(Records from a dataset)
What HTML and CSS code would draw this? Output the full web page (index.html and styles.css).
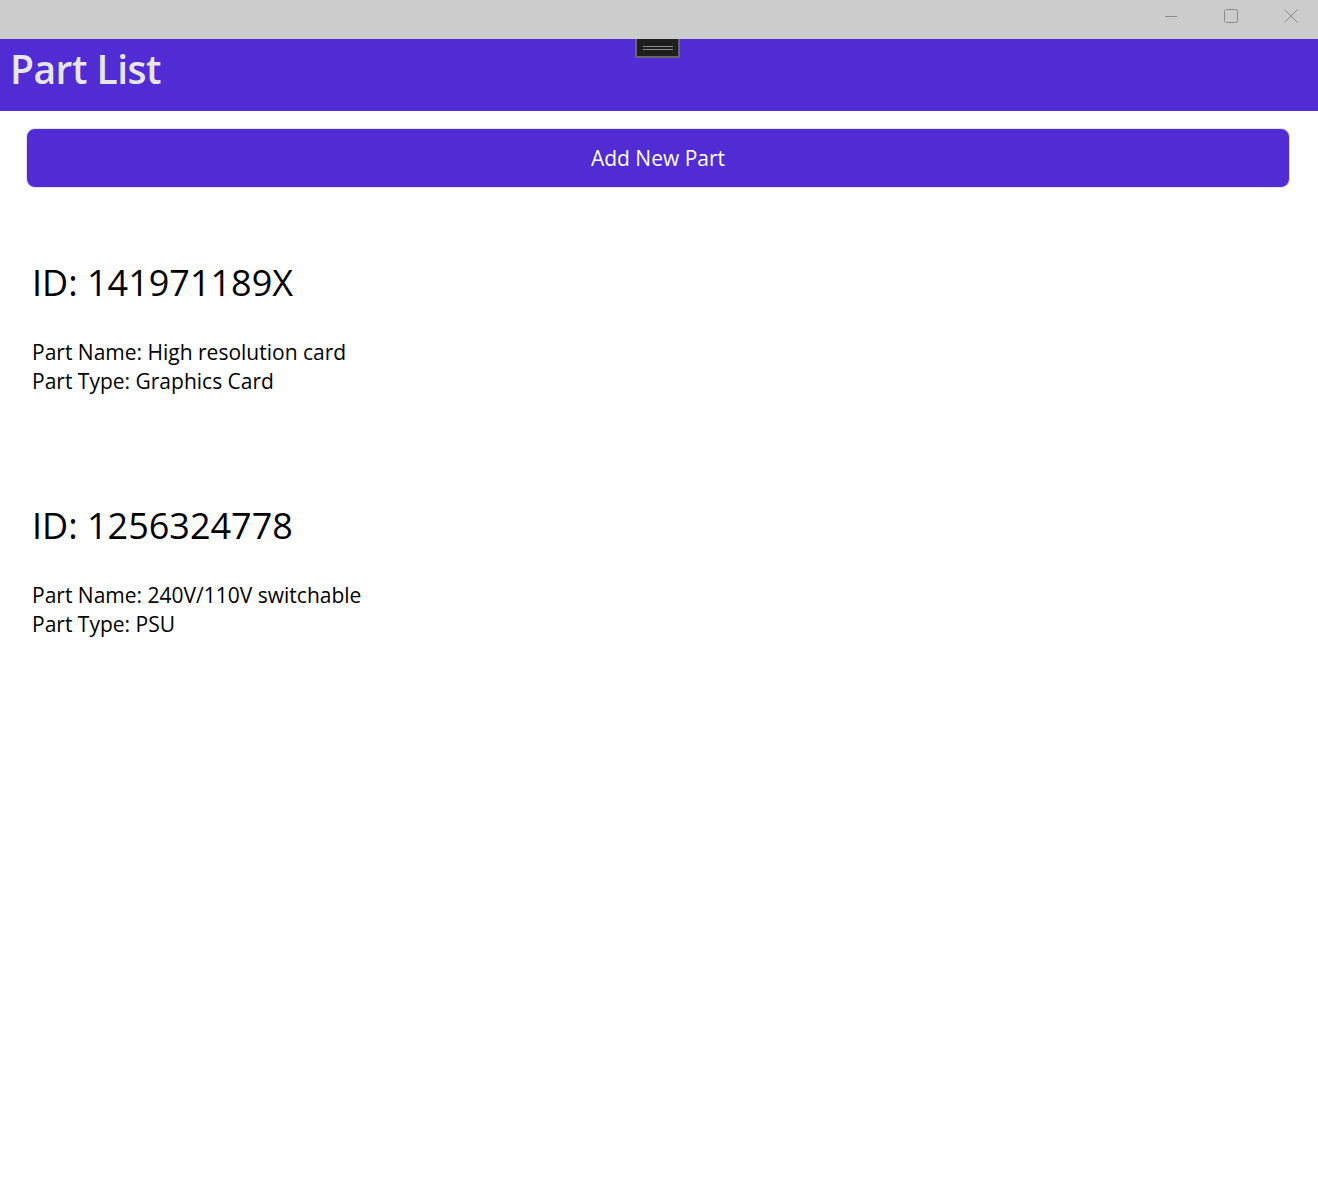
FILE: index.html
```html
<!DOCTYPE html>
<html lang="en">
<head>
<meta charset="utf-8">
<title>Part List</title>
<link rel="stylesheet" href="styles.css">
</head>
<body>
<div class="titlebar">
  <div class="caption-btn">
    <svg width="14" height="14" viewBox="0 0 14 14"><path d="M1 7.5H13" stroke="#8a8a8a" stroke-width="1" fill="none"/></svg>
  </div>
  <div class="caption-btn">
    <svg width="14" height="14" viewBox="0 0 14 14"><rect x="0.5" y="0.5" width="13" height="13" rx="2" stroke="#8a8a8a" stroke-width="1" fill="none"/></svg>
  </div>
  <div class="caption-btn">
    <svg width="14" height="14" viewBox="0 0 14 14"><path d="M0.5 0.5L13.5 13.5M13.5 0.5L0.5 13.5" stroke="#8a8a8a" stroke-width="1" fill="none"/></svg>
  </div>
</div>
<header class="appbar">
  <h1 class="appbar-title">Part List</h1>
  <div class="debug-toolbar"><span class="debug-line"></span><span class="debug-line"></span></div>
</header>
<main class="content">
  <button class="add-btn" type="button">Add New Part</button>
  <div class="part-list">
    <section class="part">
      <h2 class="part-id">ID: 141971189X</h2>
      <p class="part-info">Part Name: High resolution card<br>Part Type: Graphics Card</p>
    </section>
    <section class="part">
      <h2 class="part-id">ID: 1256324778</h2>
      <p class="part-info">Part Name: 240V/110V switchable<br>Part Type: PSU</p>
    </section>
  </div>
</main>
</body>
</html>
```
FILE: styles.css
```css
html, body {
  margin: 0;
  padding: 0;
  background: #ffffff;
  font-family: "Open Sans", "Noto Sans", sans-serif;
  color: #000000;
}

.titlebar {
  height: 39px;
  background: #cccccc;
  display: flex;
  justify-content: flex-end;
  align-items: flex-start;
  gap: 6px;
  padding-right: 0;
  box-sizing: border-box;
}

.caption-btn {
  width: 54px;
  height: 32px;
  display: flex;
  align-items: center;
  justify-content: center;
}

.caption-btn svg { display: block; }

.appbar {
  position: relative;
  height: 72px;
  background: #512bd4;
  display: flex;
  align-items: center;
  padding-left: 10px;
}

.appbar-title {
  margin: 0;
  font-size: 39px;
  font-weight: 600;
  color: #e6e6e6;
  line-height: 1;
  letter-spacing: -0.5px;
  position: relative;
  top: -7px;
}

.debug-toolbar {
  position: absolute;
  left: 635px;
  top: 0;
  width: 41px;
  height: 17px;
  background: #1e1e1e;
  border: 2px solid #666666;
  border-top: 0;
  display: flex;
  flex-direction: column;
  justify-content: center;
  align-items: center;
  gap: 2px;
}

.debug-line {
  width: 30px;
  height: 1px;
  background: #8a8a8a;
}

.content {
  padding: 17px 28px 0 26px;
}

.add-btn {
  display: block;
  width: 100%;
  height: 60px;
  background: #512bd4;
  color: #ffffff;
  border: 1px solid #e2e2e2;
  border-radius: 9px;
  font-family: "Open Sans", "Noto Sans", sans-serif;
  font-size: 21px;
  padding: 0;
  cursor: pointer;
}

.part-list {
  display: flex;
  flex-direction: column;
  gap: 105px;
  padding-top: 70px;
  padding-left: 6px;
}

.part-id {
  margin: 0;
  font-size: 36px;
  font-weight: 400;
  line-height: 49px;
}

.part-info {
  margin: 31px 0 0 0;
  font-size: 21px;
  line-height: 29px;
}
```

...

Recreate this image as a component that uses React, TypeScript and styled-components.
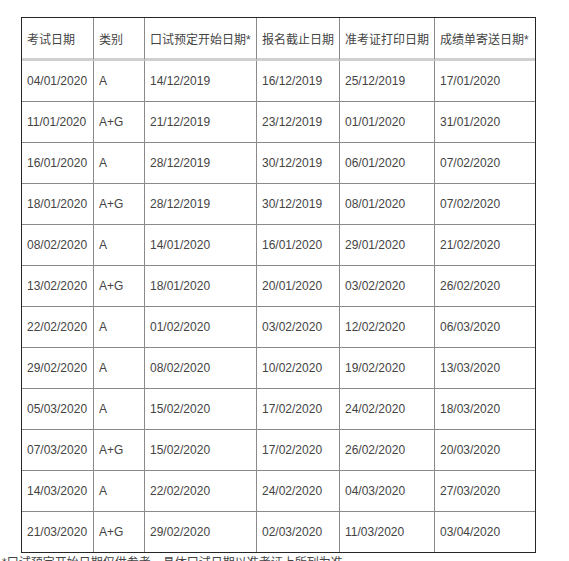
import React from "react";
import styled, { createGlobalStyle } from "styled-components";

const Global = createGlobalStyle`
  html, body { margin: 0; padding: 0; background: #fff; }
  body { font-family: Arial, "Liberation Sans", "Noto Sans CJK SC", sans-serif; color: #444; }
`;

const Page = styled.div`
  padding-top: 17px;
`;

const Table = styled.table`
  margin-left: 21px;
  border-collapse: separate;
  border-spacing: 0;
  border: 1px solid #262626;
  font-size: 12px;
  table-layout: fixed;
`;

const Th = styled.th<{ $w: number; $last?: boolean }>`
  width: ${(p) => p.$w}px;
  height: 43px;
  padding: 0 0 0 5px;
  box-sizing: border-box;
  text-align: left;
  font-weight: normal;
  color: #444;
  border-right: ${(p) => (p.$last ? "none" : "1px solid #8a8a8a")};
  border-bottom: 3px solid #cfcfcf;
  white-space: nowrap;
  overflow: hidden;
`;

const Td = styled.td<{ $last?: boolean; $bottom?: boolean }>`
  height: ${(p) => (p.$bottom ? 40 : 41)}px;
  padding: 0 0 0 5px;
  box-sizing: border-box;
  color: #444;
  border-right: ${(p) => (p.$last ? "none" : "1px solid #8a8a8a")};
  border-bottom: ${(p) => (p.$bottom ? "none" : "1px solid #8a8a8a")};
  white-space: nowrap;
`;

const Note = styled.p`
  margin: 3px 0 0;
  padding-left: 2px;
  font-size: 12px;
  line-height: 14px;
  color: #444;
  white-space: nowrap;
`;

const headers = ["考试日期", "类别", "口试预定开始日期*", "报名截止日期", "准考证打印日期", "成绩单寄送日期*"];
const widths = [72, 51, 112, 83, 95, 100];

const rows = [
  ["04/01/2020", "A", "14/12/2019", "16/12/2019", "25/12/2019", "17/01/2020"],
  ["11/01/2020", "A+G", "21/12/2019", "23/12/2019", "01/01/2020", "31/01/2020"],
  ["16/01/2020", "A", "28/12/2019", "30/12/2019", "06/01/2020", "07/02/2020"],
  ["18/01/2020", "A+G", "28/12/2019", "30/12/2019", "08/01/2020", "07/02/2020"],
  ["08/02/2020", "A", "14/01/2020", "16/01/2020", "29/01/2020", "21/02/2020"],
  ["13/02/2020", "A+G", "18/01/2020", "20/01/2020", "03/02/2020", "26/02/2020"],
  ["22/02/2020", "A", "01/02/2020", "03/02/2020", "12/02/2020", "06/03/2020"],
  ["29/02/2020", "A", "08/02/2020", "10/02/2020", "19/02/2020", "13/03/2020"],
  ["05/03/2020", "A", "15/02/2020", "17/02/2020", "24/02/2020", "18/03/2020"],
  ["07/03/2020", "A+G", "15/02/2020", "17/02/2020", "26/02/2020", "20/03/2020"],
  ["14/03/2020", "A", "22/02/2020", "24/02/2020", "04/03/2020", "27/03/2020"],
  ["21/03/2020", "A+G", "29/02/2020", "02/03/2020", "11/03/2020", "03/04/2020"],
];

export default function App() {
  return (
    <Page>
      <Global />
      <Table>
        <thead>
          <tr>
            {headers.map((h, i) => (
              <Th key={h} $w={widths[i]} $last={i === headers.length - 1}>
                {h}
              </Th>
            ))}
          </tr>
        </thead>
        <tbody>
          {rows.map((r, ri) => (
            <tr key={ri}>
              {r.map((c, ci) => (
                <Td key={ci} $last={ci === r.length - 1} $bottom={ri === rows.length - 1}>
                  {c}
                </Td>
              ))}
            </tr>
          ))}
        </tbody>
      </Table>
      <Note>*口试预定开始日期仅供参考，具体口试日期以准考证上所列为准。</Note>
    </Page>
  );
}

**WORK REQUIRED:** From the line with "Recreate this image" to the line with "const widths = [72, 51, 112, 83, 95, 100];", set down those lines word for word and only those, counting both ends. Pictures stay out of the copy.

**OUTPUT:**
Recreate this image as a component that uses React, TypeScript and styled-components.
import React from "react";
import styled, { createGlobalStyle } from "styled-components";

const Global = createGlobalStyle`
  html, body { margin: 0; padding: 0; background: #fff; }
  body { font-family: Arial, "Liberation Sans", "Noto Sans CJK SC", sans-serif; color: #444; }
`;

const Page = styled.div`
  padding-top: 17px;
`;

const Table = styled.table`
  margin-left: 21px;
  border-collapse: separate;
  border-spacing: 0;
  border: 1px solid #262626;
  font-size: 12px;
  table-layout: fixed;
`;

const Th = styled.th<{ $w: number; $last?: boolean }>`
  width: ${(p) => p.$w}px;
  height: 43px;
  padding: 0 0 0 5px;
  box-sizing: border-box;
  text-align: left;
  font-weight: normal;
  color: #444;
  border-right: ${(p) => (p.$last ? "none" : "1px solid #8a8a8a")};
  border-bottom: 3px solid #cfcfcf;
  white-space: nowrap;
  overflow: hidden;
`;

const Td = styled.td<{ $last?: boolean; $bottom?: boolean }>`
  height: ${(p) => (p.$bottom ? 40 : 41)}px;
  padding: 0 0 0 5px;
  box-sizing: border-box;
  color: #444;
  border-right: ${(p) => (p.$last ? "none" : "1px solid #8a8a8a")};
  border-bottom: ${(p) => (p.$bottom ? "none" : "1px solid #8a8a8a")};
  white-space: nowrap;
`;

const Note = styled.p`
  margin: 3px 0 0;
  padding-left: 2px;
  font-size: 12px;
  line-height: 14px;
  color: #444;
  white-space: nowrap;
`;

const headers = ["考试日期", "类别", "口试预定开始日期*", "报名截止日期", "准考证打印日期", "成绩单寄送日期*"];
const widths = [72, 51, 112, 83, 95, 100];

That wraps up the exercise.